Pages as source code
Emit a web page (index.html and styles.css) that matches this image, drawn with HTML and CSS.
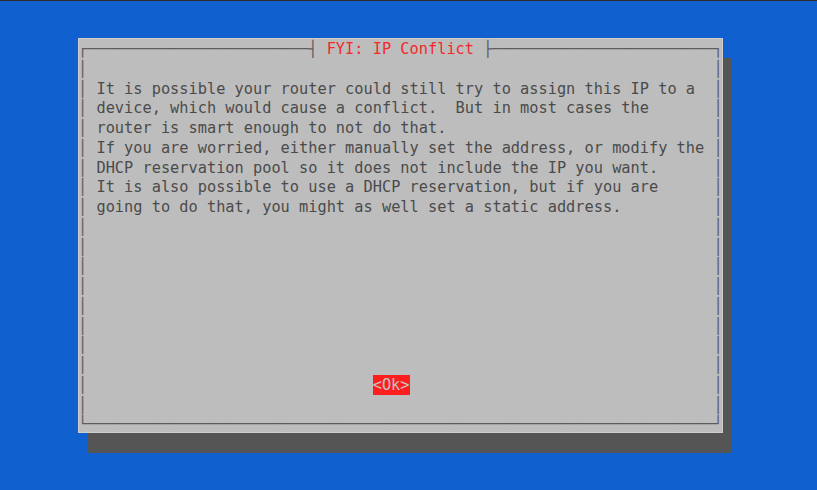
FILE: index.html
```html
<!DOCTYPE html>
<html lang="en">
<head>
  <meta charset="UTF-8" />
  <title>FYI: IP Conflict</title>
  <link rel="stylesheet" href="styles.css">
</head>
<body>
  <div class="screen">
    <div class="dialog">
      <div class="line">┌────────────────────────┤<span class="title"> FYI: IP Conflict </span>├────────────────────────┐</div>
      <div class="row"><span class="edge">│</span><span class="body"></span><span class="edge">│</span></div>
      <div class="row"><span class="edge">│</span><span class="body text">It is possible your router could still try to assign this IP to a</span><span class="edge">│</span></div>
      <div class="row"><span class="edge">│</span><span class="body text">device, which would cause a conflict.  But in most cases the</span><span class="edge">│</span></div>
      <div class="row"><span class="edge">│</span><span class="body text">router is smart enough to not do that.</span><span class="edge">│</span></div>
      <div class="row"><span class="edge">│</span><span class="body text">If you are worried, either manually set the address, or modify the</span><span class="edge">│</span></div>
      <div class="row"><span class="edge">│</span><span class="body text">DHCP reservation pool so it does not include the IP you want.</span><span class="edge">│</span></div>
      <div class="row"><span class="edge">│</span><span class="body text">It is also possible to use a DHCP reservation, but if you are</span><span class="edge">│</span></div>
      <div class="row"><span class="edge">│</span><span class="body text">going to do that, you might as well set a static address.</span><span class="edge">│</span></div>
      <div class="row"><span class="edge">│</span><span class="body"></span><span class="edge">│</span></div>
      <div class="row"><span class="edge">│</span><span class="body"></span><span class="edge">│</span></div>
      <div class="row"><span class="edge">│</span><span class="body"></span><span class="edge">│</span></div>
      <div class="row"><span class="edge">│</span><span class="body"></span><span class="edge">│</span></div>
      <div class="row"><span class="edge">│</span><span class="body"></span><span class="edge">│</span></div>
      <div class="row"><span class="edge">│</span><span class="body"></span><span class="edge">│</span></div>
      <div class="row"><span class="edge">│</span><span class="body"></span><span class="edge">│</span></div>
      <div class="row"><span class="edge">│</span><span class="body"></span><span class="edge">│</span></div>
      <div class="row"><span class="edge">│</span><span class="body buttons"><span class="btn">&lt;Ok&gt;</span></span><span class="edge">│</span></div>
      <div class="row"><span class="edge">│</span><span class="body"></span><span class="edge">│</span></div>
      <div class="line">└────────────────────────────────────────────────────────────────────┘</div>
    </div>
  </div>
</body>
</html>
```

FILE: styles.css
```css
body {
  margin: 0;
  background: #1160d0;
}

.screen {
  box-sizing: border-box;
  width: 817px;
  height: 490px;
  padding: 37px 0 0 78px;
  border-top: 1px solid #2b2b2b;
  background: #1160d0;
}

.dialog {
  width: 70ch;
  height: 395px;
  background: #bdbdbd;
  color: #4b4b4b;
  font-family: "DejaVu Sans Mono", monospace;
  font-size: 15.3px;
  line-height: 19.75px;
  outline: 1px solid #cdcdcd;
  outline-offset: -1px;
  box-shadow: 9px 20px 0 #555555;
}

.line, .row {
  box-sizing: border-box;
  height: 19.75px;
  padding-top: 2px;
}

.line {
  color: #5f5a62;
  white-space: pre;
}

.title {
  color: #f22a2a;
}

.row {
  display: flex;
}

.edge {
  color: #5f5a62;
}

.body {
  flex: 1;
  white-space: pre;
}

.text {
  padding-left: 1ch;
}

.buttons {
  padding-left: 31ch;
}

.btn {
  display: inline-block;
  margin-top: -2px;
  padding-top: 1px;
  height: 19.75px;
  box-sizing: border-box;
  background: #ff1e1e;
  color: #c4c4c4;
}
```
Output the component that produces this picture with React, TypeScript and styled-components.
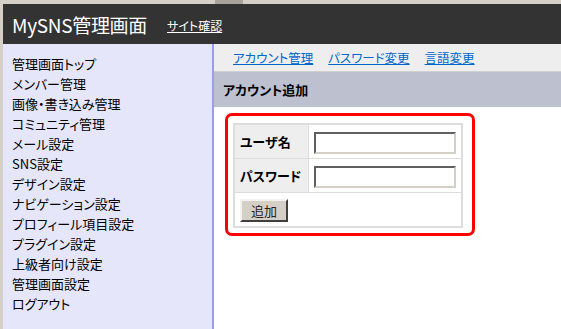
import styled, { createGlobalStyle } from "styled-components"

const Global = createGlobalStyle`
    html, body {
        margin: 0;
        padding: 0;
        background: #d4d0c8;
        font-family: "Noto Sans CJK JP", "Liberation Sans", sans-serif;
    }
`

const Frame = styled.div`
    width: 561px;
    height: 329px;
    display: flex;
    flex-direction: column;
    overflow: hidden;
    background: #d4d0c8;
`
const Chrome = styled.div`
    height: 4px;
    display: flex;
`
const ChromeTab = styled.div`
    width: 28px;
    margin-left: 215px;
    background: #a8a49c;
`
const Page = styled.div`
    flex: 1;
    margin-left: 3px;
    display: flex;
    flex-direction: column;
    background: #ffffff;
`
const Header = styled.header`
    height: 40px;
    background: #333333;
    display: flex;
    align-items: center;
    padding-left: 9px;
    gap: 20px;
    color: #ffffff;
`
const Logo = styled.h1`
    margin: 0;
    font-size: 19px;
    font-weight: normal;
    letter-spacing: -0.3px;
`
const SiteLink = styled.a`
    color: #ffffff;
    font-size: 12px;
    text-decoration: underline;
    font-feature-settings: "palt";
    margin-top: 2px;
`
const Body = styled.div`
    flex: 1;
    display: flex;
`
const Side = styled.nav`
    width: 200px;
    background: #e6e6fa;
    border-right: 2px solid #9c9cec;
    padding: 10px 0 0 9px;
    display: flex;
    flex-direction: column;
`
const SideItem = styled.a`
    font-size: 13px;
    line-height: 20px;
    color: #000000;
    text-decoration: none;
    font-feature-settings: "palt";
    white-space: nowrap;
`
const Main = styled.main`
    flex: 1;
    display: flex;
    flex-direction: column;
`
const Tabs = styled.div`
    height: 27px;
    background: #eeeeee;
    border-bottom: 1px solid #d0d0d0;
    display: flex;
    align-items: center;
    padding-left: 19px;
    gap: 15px;
`
const TabLink = styled.a`
    font-size: 12.5px;
    color: #0066cc;
    text-decoration: underline;
    font-feature-settings: "palt";
`
const TitleBar = styled.h2`
    margin: 0;
    height: 35px;
    background: #bcc0cf;
    display: flex;
    align-items: center;
    padding-left: 9px;
    font-size: 13px;
    font-weight: bold;
    color: #000000;
    font-feature-settings: "palt";
`
const Box = styled.div`
    margin: 6px 0 0 11px;
    width: 234px;
    border: 3px solid #ff0000;
    border-radius: 7px;
    padding: 7px 5px 5px;
`
const Form = styled.table`
    width: 230px;
    border-collapse: collapse;
    border: 2px solid #dddddd;
`
const Label = styled.th`
    width: 68px;
    height: 33px;
    background: #eeeeee;
    border: 1px solid #dddddd;
    text-align: left;
    padding: 0 0 0 5px;
    font-size: 13px;
    font-weight: bold;
    font-feature-settings: "palt";
`
const Cell = styled.td`
    border: 1px solid #dddddd;
    padding: 0 5px;
`
const Input = styled.input`
    box-sizing: border-box;
    width: 142px;
    height: 22px;
    border: 2px solid #d4d0c8;
    border-top-color: #606060;
    border-left-color: #606060;
    background: #ffffff;
    outline: none;
`
const ButtonCell = styled.td`
    height: 33px;
    padding: 0 5px;
`
const Button = styled.button`
    width: 48px;
    height: 23px;
    background: #d4d0c8;
    border: 2px solid #f4f2ee;
    border-right-color: #404040;
    border-bottom-color: #404040;
    font-family: inherit;
    font-size: 13px;
    padding: 0;
    color: #222222;
`

const menu = [
    "管理画面トップ",
    "メンバー管理",
    "画像・書き込み管理",
    "コミュニティ管理",
    "メール設定",
    "SNS設定",
    "デザイン設定",
    "ナビゲーション設定",
    "プロフィール項目設定",
    "プラグイン設定",
    "上級者向け設定",
    "管理画面設定",
    "ログアウト",
]

export default function App() {
    return (
        <Frame>
            <Global />
            <Chrome>
                <ChromeTab />
            </Chrome>
            <Page>
                <Header>
                    <Logo>MySNS管理画面</Logo>
                    <SiteLink href="#">サイト確認</SiteLink>
                </Header>
                <Body>
                    <Side>
                        {menu.map((m) => (
                            <SideItem key={m} href="#">{m}</SideItem>
                        ))}
                    </Side>
                    <Main>
                        <Tabs>
                            <TabLink href="#">アカウント管理</TabLink>
                            <TabLink href="#">パスワード変更</TabLink>
                            <TabLink href="#">言語変更</TabLink>
                        </Tabs>
                        <TitleBar>アカウント追加</TitleBar>
                        <Box>
                            <Form>
                                <tbody>
                                    <tr>
                                        <Label>ユーザ名</Label>
                                        <Cell><Input type="text" /></Cell>
                                    </tr>
                                    <tr>
                                        <Label>パスワード</Label>
                                        <Cell><Input type="password" /></Cell>
                                    </tr>
                                    <tr>
                                        <ButtonCell colSpan={2}><Button>追加</Button></ButtonCell>
                                    </tr>
                                </tbody>
                            </Form>
                        </Box>
                    </Main>
                </Body>
            </Page>
        </Frame>
    )
}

> _DIRECTIVE_
Check all the records above and select each line where the string "index" is found.

> _FINISHED ANSWER_
Emit a web page (index.html and styles.css) that matches this image, drawn with HTML and CSS.
FILE: index.html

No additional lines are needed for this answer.